The lead-in story was that the Napa Valley Unified School District exercised what they thought was some creative financing to fund a new high school with a loan and called it a capital appreciation bond. Since the taxpayers appeared unwilling to accept the financial obligation for funding a new school, the District embraced another financial instrument – a loan. The article goes on to point out that for the $22 million needed to build the school, the district would be obligated to start paying on the loan in 21 years and by the time the loan is finally over and done with, the district will have paid $154 million 40 years later.
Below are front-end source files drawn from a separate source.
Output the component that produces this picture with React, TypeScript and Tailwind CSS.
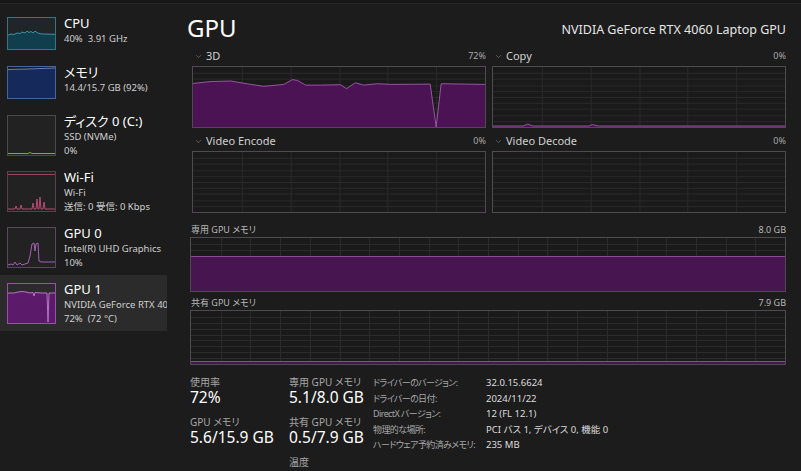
import React from 'react';
import { ChevronDown } from 'lucide-react';

type Pt = [number, number];

function GridLines({ w, h, cols, rows, color = '#2b2b2b' }: { w: number; h: number; cols: number; rows: number; color?: string }) {
  const lines: React.ReactNode[] = [];
  for (let i = 1; i < cols; i++) {
    const x = Math.round((i * w) / cols) + 0.5;
    lines.push(<line key={'c' + i} x1={x} y1={0} x2={x} y2={h} />);
  }
  for (let j = 1; j < rows; j++) {
    const y = Math.round((j * h) / rows) + 0.5;
    lines.push(<line key={'r' + j} x1={0} y1={y} x2={w} y2={y} />);
  }
  return (
    <g stroke={color} strokeWidth={1}>
      {lines}
    </g>
  );
}

const toLine = (pts: Pt[]) => pts.map((p, i) => `${i ? 'L' : 'M'}${p[0]},${p[1]}`).join(' ');
const toArea = (pts: Pt[], w: number, h: number) => `${toLine(pts)} L${w},${h} L0,${h} Z`;

// 3D engine history
const gpu3d: Pt[] = [
  [0, 17], [18, 15], [38, 14.5], [58, 18], [71, 20], [91, 18], [100, 13], [105, 14], [113, 18.7],
  [128, 18.7], [148, 18.3], [154, 22.3], [163, 16.3], [171, 18.7], [185, 17.3], [198, 18],
  [238, 17.7], [244, 62], [249, 17.3], [293, 18],
];

const copyPts: Pt[] = [
  [0, 61], [30, 61], [35, 59], [40, 61], [96, 61], [100, 59.5], [106, 61], [293, 61],
];

function EngineGraph({ label, pct, pts }: { label: string; pct: string; pts?: Pt[] }) {
  return (
    <div>
      <div className="flex h-[14px] items-center pl-[2px] mb-[3px]">
        <ChevronDown size={9} strokeWidth={1.5} className="text-[#8a8a8a]" />
        <span className="ml-[3px] text-[11px] leading-[14px] text-[#d0d0d0]">{label}</span>
        <span className="ml-auto text-[9px] leading-[14px] text-[#a8a8a8]">{pct}</span>
      </div>
      <div className="h-[62px] border border-[#4e4a4f] bg-[#1a1a1a]">
        <svg width="100%" height="100%" viewBox="0 0 293 62" preserveAspectRatio="none" className="block">
          <GridLines w={293} h={62} cols={6} rows={10} />
          {pts && (
            <>
              <path d={toArea(pts, 293, 62)} fill="#4b1353" />
              <path d={toLine(pts)} fill="none" stroke="#9a55a6" strokeWidth={1} />
            </>
          )}
        </svg>
      </div>
    </div>
  );
}

function MemGraph({ label, total, top }: { label: string; total: string; top: number }) {
  return (
    <div>
      <div className="flex h-[12px] items-center mb-[1px]">
        <span className="ml-[1px] text-[9px] leading-[12px] text-[#b8b8b8]">{label}</span>
        <span className="ml-auto text-[9px] leading-[12px] text-[#b8b8b8]">{total}</span>
      </div>
      <div className="h-[55px] border border-[#4e4a4f] bg-[#1a1a1a]">
        <svg width="100%" height="100%" viewBox="0 0 594 53" preserveAspectRatio="none" className="block">
          <GridLines w={594} h={53} cols={20} rows={9} />
          <rect x={0} y={top} width={594} height={53 - top} fill="#47154f" />
          <line x1={0} y1={top + 0.5} x2={594} y2={top + 0.5} stroke="#8e4a9a" strokeWidth={1} />
        </svg>
      </div>
    </div>
  );
}

function Thumb({ h, border, children }: { h: number; border: string; children: React.ReactNode }) {
  return (
    <div className={`w-[49px] shrink-0 border ${border}`} style={{ height: h }}>
      <svg width="100%" height="100%" viewBox={`0 0 47 ${h - 2}`} preserveAspectRatio="none" className="block">
        {children}
      </svg>
    </div>
  );
}

const cpuPts: Pt[] = [
  [0, 17], [3, 16], [6, 16.5], [9, 15], [12, 15.5], [14, 14], [17, 15], [19, 13], [21, 14.5], [23, 13.5],
  [25, 15], [27, 13], [29, 14.5], [31, 15.5], [34, 16], [38, 16], [42, 16.2], [47, 16.3],
];
const memPts: Pt[] = [[0, 2.5], [20, 2], [47, 1]];
const wifiPts: Pt[] = [
  [0, 37], [7, 37], [8, 34], [9, 37], [12, 37], [13, 33], [14, 37], [24, 37], [25, 31], [26, 37],
  [28, 37], [29, 27], [30, 37], [31, 37], [32, 25], [33, 37], [35, 37], [36, 30], [37, 37], [47, 37],
];
const gpu0Pts: Pt[] = [
  [0, 37], [3, 36], [5, 37], [7, 34], [9, 37], [12, 35], [14, 37], [17, 36], [20, 35], [22, 28],
  [24, 16], [26, 15], [27, 23], [28, 16], [30, 15], [31, 33], [33, 34], [47, 34],
];
const gpu1Pts: Pt[] = [
  [0, 9], [6, 9], [10, 8], [14, 7.5], [18, 8], [22, 9], [25, 8.5], [26, 12], [27, 8.5], [33, 9],
  [39, 9], [40, 38], [41, 9], [47, 9],
];

type Item = {
  title: string;
  lines: string[];
  selected?: boolean;
  thumb: React.ReactNode;
};

const items: Item[] = [
  {
    title: 'CPU',
    lines: ['40%  3.91 GHz'],
    thumb: (
      <Thumb h={33} border="border-[#3b7384]">
        <rect width={47} height={31} fill="#202527" />
        <path d={toArea(cpuPts, 47, 31)} fill="#103e4c" />
        <path d={toLine(cpuPts)} fill="none" stroke="#4aa8c4" strokeWidth={0.8} />
      </Thumb>
    ),
  },
  {
    title: 'メモリ',
    lines: ['14.4/15.7 GB (92%)'],
    thumb: (
      <Thumb h={33} border="border-[#46659f]">
        <path d={toArea(memPts, 47, 31)} fill="#15295a" />
        <path d={toLine(memPts)} fill="none" stroke="#7d98d2" strokeWidth={0.8} />
      </Thumb>
    ),
  },
  {
    title: 'ディスク 0 (C:)',
    lines: ['SSD (NVMe)', '0%'],
    thumb: (
      <Thumb h={41} border="border-[#4a4a4a]">
        <rect width={47} height={39} fill="#222222" />
        <path d="M0,37.5 L20,37.5 L22,36.5 L24,37.5 L47,37.5" fill="none" stroke="#7fae32" strokeWidth={1} />
      </Thumb>
    ),
  },
  {
    title: 'Wi-Fi',
    lines: ['Wi-Fi', '送信: 0 受信: 0 Kbps'],
    thumb: (
      <Thumb h={41} border="border-[#5a3f49]">
        <rect width={47} height={39} fill="#222222" />
        <line x1={0} y1={2.5} x2={47} y2={2.5} stroke="#9a4560" strokeWidth={1} />
        <path d={toLine(wifiPts)} fill="none" stroke="#c5507a" strokeWidth={0.9} />
      </Thumb>
    ),
  },
  {
    title: 'GPU 0',
    lines: ['Intel(R) UHD Graphics', '10%'],
    thumb: (
      <Thumb h={41} border="border-[#57485b]">
        <rect width={47} height={39} fill="#222222" />
        <path d={toLine(gpu0Pts)} fill="none" stroke="#b765c6" strokeWidth={0.9} />
      </Thumb>
    ),
  },
  {
    title: 'GPU 1',
    lines: ['NVIDIA GeForce RTX 4060 Laptop GPU', '72%  (72 °C)'],
    selected: true,
    thumb: (
      <Thumb h={41} border="border-[#9a4fa8]">
        <rect width={47} height={39} fill="#2b2b2b" />
        <path d={toArea(gpu1Pts, 47, 39)} fill="#5c1a6a" />
        <path d={toLine(gpu1Pts)} fill="none" stroke="#c77ad6" strokeWidth={0.9} />
      </Thumb>
    ),
  },
];

function SideRow({ item }: { item: Item }) {
  const tall = item.lines.length > 1;
  return (
    <div
      className={`flex overflow-hidden pl-[7px] ${tall ? 'h-[56px]' : 'h-[49px]'} ${
        item.selected ? 'bg-[#2b2b2b]' : ''
      }`}
    >
      <div className="pt-[8px]">{item.thumb}</div>
      <div className="ml-[8px] pt-[6px] whitespace-pre">
        <div className="text-[13px] leading-[17px] text-white">{item.title}</div>
        {item.lines.map((l, i) => (
          <div key={i} className="text-[9.5px] leading-[13.5px] text-[#cfcfcf]">
            {l}
          </div>
        ))}
      </div>
    </div>
  );
}

const driverRows: [string, string][] = [
  ['ドライバーのバージョン:', '32.0.15.6624'],
  ['ドライバーの日付:', '2024/11/22'],
  ['DirectX バージョン:', '12 (FL 12.1)'],
  ['物理的な場所:', 'PCI バス 1, デバイス 0, 機能 0'],
  ['ハードウェア予約済みメモリ:', '235 MB'],
];

export default function App() {
  return (
    <div className="h-[471px] w-[801px] overflow-hidden bg-[#1c1c1c] font-['Noto_Sans','Noto_Sans_CJK_JP',sans-serif] [font-feature-settings:'palt']">
      <div className="h-[4px] border-b border-[#262626] bg-[#171717]" />
      <div className="flex">
        {/* sidebar */}
        <div className="w-[167px] shrink-0 pt-[5px]">
          {items.map((it) => (
            <SideRow key={it.title} item={it} />
          ))}
        </div>

        {/* main */}
        <div className="flex-1 pl-[20px] pr-[15px]">
          <div className="flex h-[45px] items-start justify-between pt-[8px]">
            <div className="text-[24px] leading-[32px] text-white">GPU</div>
            <div className="mt-[10px] text-[12.5px] leading-[16px] text-[#e6e6e6]">NVIDIA GeForce RTX 4060 Laptop GPU</div>
          </div>

          <div className="ml-[5px] grid grid-cols-2 gap-x-[6px] gap-y-[6px]">
            <EngineGraph label="3D" pct="72%" pts={gpu3d} />
            <EngineGraph label="Copy" pct="0%" pts={copyPts} />
            <EngineGraph label="Video Encode" pct="0%" />
            <EngineGraph label="Video Decode" pct="0%" />
          </div>

          <div className="ml-[3px] mt-[11px] flex flex-col gap-[5px]">
            <MemGraph label="専用 GPU メモリ" total="8.0 GB" top={18} />
            <MemGraph label="共有 GPU メモリ" total="7.9 GB" top={50} />
          </div>

          <div className="ml-[3px] mt-[11px] flex">
            <div className="w-[99px]">
              <div className="text-[10px] leading-[12px] text-[#a6a6a6]">使用率</div>
              <div className="text-[15.5px] leading-[18px] text-white">72%</div>
              <div className="mt-[10px] text-[10px] leading-[12px] text-[#a6a6a6]">GPU メモリ</div>
              <div className="text-[15.5px] leading-[18px] text-white">5.6/15.9 GB</div>
            </div>
            <div className="w-[84px]">
              <div className="text-[10px] leading-[12px] text-[#a6a6a6]">専用 GPU メモリ</div>
              <div className="text-[15.5px] leading-[18px] text-white">5.1/8.0 GB</div>
              <div className="mt-[10px] text-[10px] leading-[12px] text-[#a6a6a6]">共有 GPU メモリ</div>
              <div className="text-[15.5px] leading-[18px] text-white">0.5/7.9 GB</div>
              <div className="mt-[10px] text-[10px] leading-[12px] text-[#a6a6a6]">温度</div>
            </div>
            <div className="-mt-[1px] w-[113px]">
              {driverRows.map(([k]) => (
                <div key={k} className="whitespace-nowrap text-[9px] leading-[15.5px] tracking-[-0.6px] text-[#a6a6a6]">
                  {k}
                </div>
              ))}
            </div>
            <div className="-mt-[1px]">
              {driverRows.map(([k, v]) => (
                <div key={k} className="whitespace-nowrap text-[9.5px] leading-[15.5px] text-[#dcdcdc]">
                  {v}
                </div>
              ))}
            </div>
          </div>
        </div>
      </div>
    </div>
  );
}
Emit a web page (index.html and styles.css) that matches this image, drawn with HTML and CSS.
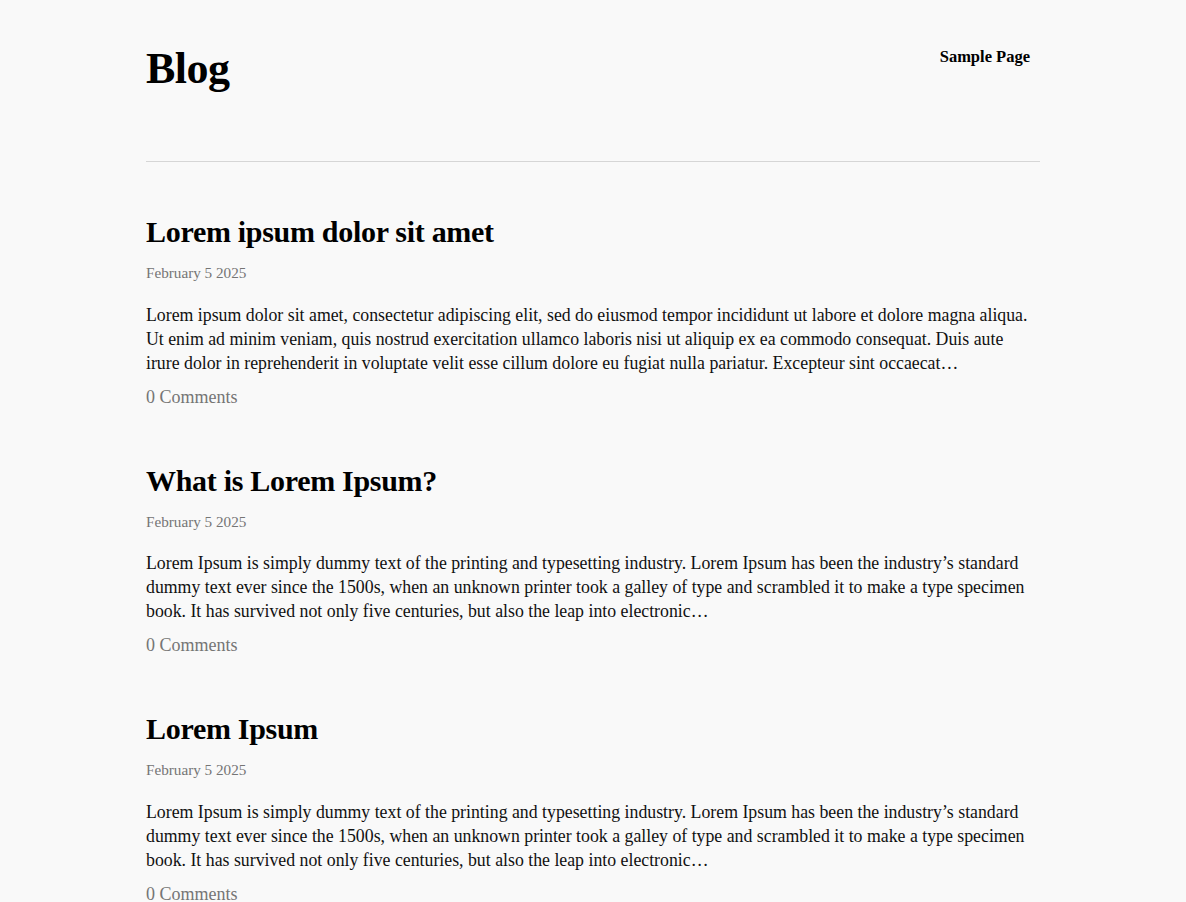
FILE: index.html
```html
<!DOCTYPE html>
<html lang="en">
<head>
<meta charset="utf-8">
<title>Blog</title>
<link rel="stylesheet" href="styles.css">
</head>
<body>
<div class="page">
  <header class="site-header">
    <h1 class="site-title">Blog</h1>
    <nav class="site-nav"><a href="#">Sample Page</a></nav>
  </header>
  <hr class="divider">
  <main class="posts">
    <article class="post">
      <h2 class="post-title">Lorem ipsum dolor sit amet</h2>
      <div class="post-date">February 5 2025</div>
      <p class="post-excerpt">Lorem ipsum dolor sit amet, consectetur adipiscing elit, sed do eiusmod tempor incididunt ut labore et dolore magna aliqua. Ut enim ad minim veniam, quis nostrud exercitation ullamco laboris nisi ut aliquip ex ea commodo consequat. Duis aute irure dolor in reprehenderit in voluptate velit esse cillum dolore eu fugiat nulla pariatur. Excepteur sint occaecat…</p>
      <div class="post-comments">0 Comments</div>
    </article>
    <article class="post">
      <h2 class="post-title">What is Lorem Ipsum?</h2>
      <div class="post-date">February 5 2025</div>
      <p class="post-excerpt">Lorem Ipsum is simply dummy text of the printing and typesetting industry. Lorem Ipsum has been the industry’s standard dummy text ever since the 1500s, when an unknown printer took a galley of type and scrambled it to make a type specimen book. It has survived not only five centuries, but also the leap into electronic…</p>
      <div class="post-comments">0 Comments</div>
    </article>
    <article class="post">
      <h2 class="post-title">Lorem Ipsum</h2>
      <div class="post-date">February 5 2025</div>
      <p class="post-excerpt">Lorem Ipsum is simply dummy text of the printing and typesetting industry. Lorem Ipsum has been the industry’s standard dummy text ever since the 1500s, when an unknown printer took a galley of type and scrambled it to make a type specimen book. It has survived not only five centuries, but also the leap into electronic…</p>
      <div class="post-comments">0 Comments</div>
    </article>
  </main>
</div>
</body>
</html>
```
FILE: styles.css
```css
html, body {
  margin: 0;
  padding: 0;
  background: #f9f9f9;
}
body {
  font-family: "Liberation Serif", "Times New Roman", serif;
  color: #111;
}
.page {
  width: 894px;
  margin: 0 auto;
}
.site-header {
  display: flex;
  justify-content: space-between;
  align-items: flex-start;
  padding: 43px 10px 65px 0;
}
.site-title {
  margin: 0;
  font-size: 44px;
  line-height: 1.2;
  font-weight: 700;
  letter-spacing: -0.5px;
  color: #000;
}
.site-nav {
  padding-top: 2px;
}
.site-nav a {
  display: block;
  font-size: 16.5px;
  line-height: 1.5;
  font-weight: 700;
  color: #000;
  text-decoration: none;
}
.divider {
  margin: 0;
  border: 0;
  border-top: 1px solid #d6d6d6;
}
.posts {
  padding-top: 52px;
  display: flex;
  flex-direction: column;
  gap: 52px;
}
.post-title {
  margin: 0;
  font-size: 30px;
  line-height: 1.2;
  font-weight: 700;
  letter-spacing: -0.3px;
  color: #000;
}
.post-date {
  margin-top: 12px;
  font-size: 15.2px;
  line-height: 1.5;
  color: #757575;
}
.post-excerpt {
  margin: 18px 0 0;
  font-size: 17.8px;
  line-height: 24px;
}
.post-comments {
  margin-top: 9px;
  font-size: 18px;
  line-height: 1.5;
  color: #757575;
}
```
This begs several questions. If the taxpayers were unwilling to commit to pay $22 million to build a school in 2009, why does the School District believe that taxpayers would be willing to pay $154 million over the next 40 years? Over the next 40 years, what type of financing and how much would be needed to maintain the school? And the big question, who or what entity will have the responsibility to pay the loan back?
The article continues to point out there at least 1,350 school district and governmental agencies throughout the Country that have utilized capital appreciation bonds and that voters are usually unaware of the high interest rates associated with these bonds. California has more than 400 school districts and other agencies that have engaged in capital appreciation bond financing amounting to $9 billion in borrowing with a payback of over $36 billion over the next 40 years.
The article quotes California Treasurer Bill Lockyer as stating, "The average tenure of a school superintendent is about 3 1/2 years, so they aren't going to be around, in most instances, to worry about paying that off, nor will the voters, probably, that enacted it in the first place." The article concludes by pointing out other Bay Area School Districts that have engaged in these capital appreciation bond financing activities. Both Lockyer and State Superintendent Tom Torlakson have called for a statewide moratorium on capital appreciation bonds.
I have to pose another question at this point. We have spent a great deal of time talking about the effects of recycling, reusable energy, “green”, and the condition our generation will leave the environment to future generations. I have pointed out that in trying to save our environment, we may be unable to afford to live in it. Are we creating a situation with capital appreciation bonds where future generations will be unable to afford schools in the future?
Capital appreciation bonds may have their place as a financial instrument but creating debt with excessive repayments without voter approval is an unacceptable form of representation for us and future generations.
In another somewhat related article I read in the SF Examiner by Melissa Griffin, she points out that the State has an unfunded retirement liability of $162 billion. She also pointed out that over the next 10 years, the age groups from 0 to 24 will show a decline in population growth, the age group from 65 to 74 will have an increase in excess of 60%, and those over 75 will show an increase of about 35%. Of all of the studies that I have seen in the last several years, the increased growth in an aging population pattern has remained consistent.
If the average age of the population continues to increase, who will be there to pay for the obligations that we are incurring today? With $36 billion in capital appreciation bonds and $162 billion in unfunded pension liabilities, where will the money come from to pay this approximately $200 billion? For many years now, I have talked about deferring the debt we incur to our children and how distasteful that thought becomes. Now, I may have to change the word children to grandchildren and at the rate of increased spending, I might have to consider great grandchildren.
When the idea of a balanced budget is talked about, concerns have to be raised by any prudent eye to financial matters and fiscal responsibilities. With the 39 new members of the State Legislature, perhaps they will see the wisdom of prudent spending and fiscal responsibility in the future.